И коли так: «Надо решительно покончить с пассивностью по отношению к религии, разоблачать реакционную сущность религии и тот вред, который она приносит, отвлекая часть граждан нашей страны от сознательного и активного участия в коммунистическом строительстве». И, конечно, оргвыводы.

«Обязать министерства просвещения союзных республик и министерство образования СССР усилить воспитательную работу среди учащихся и студентов... Обязать ЦК ВЛКСМ улучшить научно-атеистическую пропаганду среди молодежи, широко вовлекая молодых рабочих, служащих, колхозников и учащихся в различные коллективы художественной самодеятельности... Предложить ВЦСПС принять меры к усилению пропаганды научно-атеистических знаний среди рабочих, особенно среди женщин...»

Подкрепляя официальный документ, Хрущев выступил с большой речью, полной угроз и резких выпадов против Церкви, священников, с прямым натравливанием на верующих. Впрочем, как известно, речами в таких случаях дело не ограничивается. Партийные органы и органы КГБ получили указание запугивать верующих, преследовать тех, кто посещает церковь, повсеместно закрывать храмы. Антицерковный вал 1954 года за считанные месяцы достиг высот угрожающих. Травля и аресты верующих, публичные оскорбления священников, закрытие храмов, разгон «общественностью» церковных праздников напомнили людям старшего поколения события 20—30-х годов.

Забавно, что в силу все той же непреемственности внутригосударственной политики все эти безобразия очень скоро получили официальную огласку. Очередной поворот борьбы в верхах на какой-то момент ослабил позицию Хрущева, и его конкуренты успели опубликовать в том же году новое Постановление ЦК КПСС, на этот раз разоблачающее... антирелигиозников. Тот, кто сумел продраться сквозь дремучий стиль полицейского протокола, которым излагаются подобные документы, мог узнать небезынтересные факты, вернее, не факты, но их отражение в мутной луже многословия.

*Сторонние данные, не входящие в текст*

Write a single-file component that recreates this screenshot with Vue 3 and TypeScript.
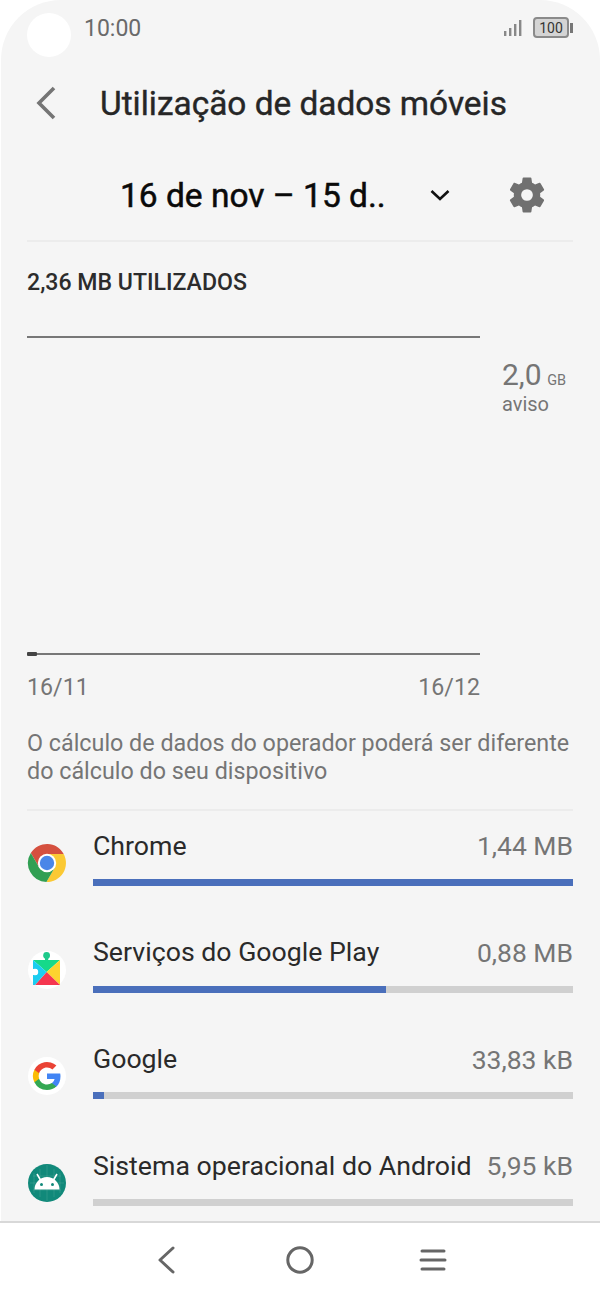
<script setup lang="ts">
interface AppRow { name: string; size: string; pct: number; icon: string }
const rows: AppRow[] = [
  { name: 'Chrome', size: '1,44 MB', pct: 100, icon: 'chrome' },
  { name: 'Serviços do Google Play', size: '0,88 MB', pct: 61, icon: 'play' },
  { name: 'Google', size: '33,83 kB', pct: 2.2, icon: 'google' },
  { name: 'Sistema operacional do Android', size: '5,95 kB', pct: 0, icon: 'android' },
]
</script>

<template>
  <div class="phone">
    <div class="screen">
      <div class="hole"></div>
      <header class="status">
        <span class="time">10:00</span>
        <svg class="signal" width="20" height="18" viewBox="0 0 20 18">
          <rect x="1" y="12" width="2.4" height="5" fill="#888" />
          <rect x="6" y="9" width="2.4" height="8" fill="#888" />
          <rect x="11" y="5" width="2.4" height="12" fill="#888" />
          <rect x="16" y="1" width="2.4" height="16" fill="#888" />
        </svg>
        <div class="battery"><span class="battery-level">100</span></div>
        <div class="battery-cap"></div>
      </header>

      <div class="titlebar">
        <svg class="back" width="24" height="36" viewBox="0 0 24 36">
          <path d="M19 3 L4 18 L19 33" fill="none" stroke="#757575" stroke-width="3.6" />
        </svg>
        <h1>Utilização de dados móveis</h1>
      </div>

      <div class="range">
        <span class="range-text">16 de nov – 15 d..</span>
        <svg class="chev" width="22" height="12" viewBox="0 0 22 12">
          <path d="M2.5 2 L11 10 L19.5 2" fill="none" stroke="#111" stroke-width="2.6" />
        </svg>
        <svg class="gear" width="44" height="44" viewBox="0 0 24 24">
          <path fill="#707070" d="M19.14 12.94c.04-.3.06-.61.06-.94 0-.32-.02-.64-.07-.94l2.03-1.58a.49.49 0 0 0 .12-.61l-1.92-3.32a.488.488 0 0 0-.59-.22l-2.39.96c-.5-.38-1.03-.7-1.62-.94l-.36-2.54a.484.484 0 0 0-.48-.41h-3.84c-.24 0-.43.17-.47.41l-.36 2.54c-.59.24-1.13.57-1.62.94l-2.39-.96c-.22-.08-.47 0-.59.22L2.74 8.87c-.12.21-.08.47.12.61l2.03 1.58c-.05.3-.09.63-.09.94s.02.64.07.94l-2.03 1.58a.49.49 0 0 0-.12.61l1.92 3.32c.12.22.37.29.59.22l2.39-.96c.5.38 1.03.7 1.62.94l.36 2.54c.05.24.24.41.48.41h3.84c.24 0 .44-.17.47-.41l.36-2.54c.59-.24 1.13-.56 1.62-.94l2.39.96c.22.08.47 0 .59-.22l1.92-3.32c.12-.22.07-.47-.12-.61l-2.01-1.58zM12 15.2A3.2 3.2 0 1 1 12 8.8a3.2 3.2 0 0 1 0 6.4z" />
        </svg>
      </div>

      <div class="used">2,36 MB UTILIZADOS</div>

      <div class="chart">
        <div class="plot">
          <div class="line-top"></div>
          <div class="line-bottom"><span class="usage-mark"></span></div>
          <div class="dates"><span>16/11</span><span>16/12</span></div>
        </div>
        <div class="limit">
          <div class="limit-val">2,0<small>GB</small></div>
          <div class="limit-label">aviso</div>
        </div>
      </div>

      <p class="note">O cálculo de dados do operador poderá ser diferente do cálculo do seu dispositivo</p>

      <ul class="apps">
        <li v-for="row in rows" :key="row.name" class="app">
          <div class="app-icon">
            <svg v-if="row.icon === 'chrome'" width="40" height="40" viewBox="0 0 40 40">
              <path d="M20 11 H36.7 A19 19 0 0 0 3.83 10 L12.2 24.5 Z" fill="#d5503f" />
              <path d="M36.7 11 A19 19 0 0 1 19.43 39 L27.8 24.5 L20 11 Z" fill="#fbc934" />
              <path d="M19.43 39 A19 19 0 0 1 3.83 10 L12.2 24.5 L27.8 24.5 Z" fill="#319f53" />
              <circle cx="20" cy="20" r="9.2" fill="#fff" />
              <circle cx="20" cy="20" r="7.2" fill="#4a86e8" />
            </svg>
            <svg v-else-if="row.icon === 'play'" width="40" height="40" viewBox="0 0 40 40">
              <circle cx="20" cy="20" r="19" fill="#fff" />
              <circle cx="19.6" cy="5.5" r="3.4" fill="#1ec98a" />
              <rect x="18" y="6" width="3.2" height="5" fill="#1ec98a" />
              <path d="M6 10 H33 L19.6 22 Z" fill="#16d98a" />
              <path d="M33 10 V35 L19.6 22 Z" fill="#fdd32f" />
              <path d="M33 35 H8 L19.6 22 Z" fill="#f5364f" />
              <path d="M6 10 L19.6 22 L8 35 H6 Z" fill="#1ccdf0" />
              <circle cx="8" cy="22" r="3.2" fill="#fff" />
              <rect x="5" y="19" width="5" height="6" fill="#fff" />
            </svg>
            <svg v-else-if="row.icon === 'google'" width="40" height="40" viewBox="0 0 40 40">
              <circle cx="20" cy="20" r="19" fill="#fff" />
              <path d="M33.5 20.3c0-1-.1-2-.3-2.9H20v5.5h7.6a6.5 6.5 0 0 1-2.8 4.3v3.5h4.5c2.7-2.4 4.2-6 4.2-10.4z" fill="#4285f4" />
              <path d="M20 34c3.8 0 7-1.3 9.3-3.4l-4.5-3.5c-1.3.8-2.9 1.4-4.8 1.4-3.7 0-6.8-2.5-7.9-5.8H7.4v3.6A14 14 0 0 0 20 34z" fill="#34a853" />
              <path d="M12.1 22.7a8.4 8.4 0 0 1 0-5.4v-3.6H7.4a14 14 0 0 0 0 12.6z" fill="#fbbc05" />
              <path d="M20 11.5c2.1 0 4 .7 5.4 2.1l4-4A14 14 0 0 0 7.4 13.7l4.7 3.6c1.1-3.3 4.2-5.8 7.9-5.8z" fill="#ea4335" />
            </svg>
            <svg v-else width="40" height="40" viewBox="0 0 40 40">
              <circle cx="20" cy="20" r="19" fill="#11897a" />
              <path d="M7 10 V30 M13 6 V34 M20 2 V38 M27 6 V34 M33 10 V30 M6 13 H34 M3 20 H37 M6 27 H34" stroke="#fff" stroke-opacity=".1" stroke-width="1" />
              <path d="M7.5 26.5 a12.5 12.5 0 0 1 25 0 Z" fill="#fff" />
              <path d="M10 11 L13.5 17 M30 11 L26.5 17" stroke="#fff" stroke-width="1.6" />
              <circle cx="14.5" cy="21.5" r="1.5" fill="#11897a" />
              <circle cx="25.5" cy="21.5" r="1.5" fill="#11897a" />
            </svg>
          </div>
          <div class="app-body">
            <div class="app-head">
              <span class="app-name">{{ row.name }}</span>
              <span class="app-size">{{ row.size }}</span>
            </div>
            <div class="track"><div class="fill" :style="{ width: row.pct + '%' }"></div></div>
          </div>
        </li>
      </ul>
    </div>

    <nav class="navbar">
      <svg width="30" height="30" viewBox="0 0 30 30">
        <path d="M21 3 L8 15 L21 27" fill="none" stroke="#666" stroke-width="3" stroke-linecap="round" stroke-linejoin="round" />
      </svg>
      <svg width="30" height="30" viewBox="0 0 30 30">
        <circle cx="15" cy="15" r="12.2" fill="none" stroke="#666" stroke-width="3" />
      </svg>
      <svg width="30" height="30" viewBox="0 0 30 30">
        <path d="M4 6 H26 M3 15 H27 M4 24 H26" fill="none" stroke="#666" stroke-width="3" stroke-linecap="round" />
      </svg>
    </nav>
  </div>
</template>

<style>
html, body { margin: 0; background: #fff; }
</style>

<style scoped>
.phone {
  width: 600px;
  height: 1300px;
  background: #fff;
  overflow: hidden;
  font-family: Roboto, "Liberation Sans", sans-serif;
  display: flex;
  flex-direction: column;
}
.screen {
  position: relative;
  height: 1221px;
  margin-left: 1px;
  padding: 0 27px 0 26px;
  box-sizing: border-box;
  background: #f5f5f5;
  border-radius: 60px 60px 0 0;
  overflow: hidden;
  flex: none;
  display: flex;
  flex-direction: column;
}
.hole {
  position: absolute;
  left: 26px;
  top: 13px;
  width: 44px;
  height: 44px;
  border-radius: 50%;
  background: #fff;
}
.status {
  height: 56px;
  display: flex;
  align-items: center;
  flex: none;
  padding-left: 57px;
}
.time { font-size: 23px; color: #6a6a6a; flex: 1; }
.signal { margin-right: 10px; }
.battery {
  width: 32px;
  height: 17px;
  border: 2px solid #8a8a8a;
  border-radius: 4px;
  background: #d4d4d4;
  box-sizing: content-box;
  text-align: center;
  line-height: 17px;
  margin-top: -1px;
}
.battery-level { font-size: 14px; color: #333; }
.battery-cap { width: 3px; height: 10px; background: #777; margin-left: 1px; margin-top: -1px; }
.titlebar {
  height: 64px;
  margin-top: 15px;
  display: flex;
  align-items: center;
  flex: none;
}
.back { margin-left: 8px; }
h1 {
  margin: 0 0 0 41px;
  font-size: 33.4px;
  font-weight: 400;
  -webkit-text-stroke: 0.4px #262626;
  color: #262626;
  white-space: nowrap;
}
.range {
  flex: none;
  display: flex;
  align-items: center;
  border-bottom: 2px solid #ececec;
  margin-top: 12px;
  padding-top: 3px;
  box-sizing: border-box;
  height: 95px;
}
.range-text {
  margin-left: 93px;
  font-size: 33.5px;
  font-weight: 400;
  -webkit-text-stroke: 0.5px #0a0a0a;
  color: #0a0a0a;
  white-space: nowrap;
  width: 309px;
}
.chev { margin-right: 50px; }
.gear { margin-left: auto; margin-right: 24px; }
.used {
  margin-top: 29px;
  font-size: 23.1px;
  font-weight: 500;
  color: #2c2c2c;
  line-height: 24px;
}
.chart { display: flex; margin-top: 41px; flex: none; }
.plot { width: 453px; flex: none; }
.line-top { height: 2px; background: #777; }
.line-bottom { margin-top: 315px; height: 2px; background: #777; position: relative; }
.usage-mark { position: absolute; left: 0; top: -1px; width: 10px; height: 4px; background: #444; border-radius: 1px; }
.dates {
  display: flex;
  justify-content: space-between;
  margin-top: 18px;
  font-size: 23.2px;
  color: #757575;
  line-height: 28px;
}
.limit { margin-left: 22px; margin-top: 22px; color: #757575; }
.limit-val { font-size: 30px; line-height: 34px; }
.limit-val small { font-size: 14.5px; margin-left: 5.5px; }
.limit-label { font-size: 20px; line-height: 24px; margin-top: -6px; }
.note {
  margin: 28px 0 0;
  font-size: 23.3px;
  line-height: 28px;
  color: #757575;
  padding-bottom: 24px;
  border-bottom: 2px solid #ececec;
}
.apps { list-style: none; margin: 0; padding: 0; }
.app { display: flex; height: 106.65px; }
.app-icon { width: 66px; padding-top: 32px; flex: none; box-sizing: border-box; }
.app-body { flex: 1; min-width: 0; padding-top: 18.8px; }
.app-head { display: flex; justify-content: space-between; align-items: center; height: 32px; }
.app-name { font-size: 26.7px; color: #2a2a2a; white-space: nowrap; }
.app-size { font-size: 26.5px; color: #757575; white-space: nowrap; }
.track { height: 7px; background: #d0d0d0; margin-top: 17.2px; }
.fill { height: 100%; background: #4a6fbb; }
.navbar {
  flex: 1;
  border-top: 2px solid #d8d8d8;
  background: #fff;
  display: flex;
  align-items: center;
  justify-content: center;
  gap: 103px;
  padding-bottom: 4px;
  box-sizing: border-box;
}
</style>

«В выступлениях некоторых докладчиков допускаются оскорбительные выпады против духовенства и верующих, отправляющих религиозные обряды. Имеют место случаи, когда на страницах печати и в устных выступлениях пропагандистов некоторые служители религиозных культов и верующие без всякого на то основания изображаются людьми, не заслуживающими политического доверия. В ряде районов со стороны местных организаций и отдельных лиц допущены случаи административного вмешательства в деятельность религиозных групп, а также грубого отношения к духовенству». И далее в том же духе: «кое-кто», «где-то», «кое-когда»... Хотя все отлично знали, кто, где и когда поносил церковников в печати и устных выступлениях.

Само собой разумеется, что после второго Постановления ЦК гонения на Церковь и верующих не прекратились. Хрущев «на троне» укрепился и приказал всеми средствами закрывать, уничтожать и занимать православные храмы под склады и другие учреждения. В 1956 году была закрыта Киево-Печерская Лавра, древнейший очаг русского православия. А всего за «хрущевское» десятилетие власти уничтожили в стране десять тысяч церквей и молитвенных домов!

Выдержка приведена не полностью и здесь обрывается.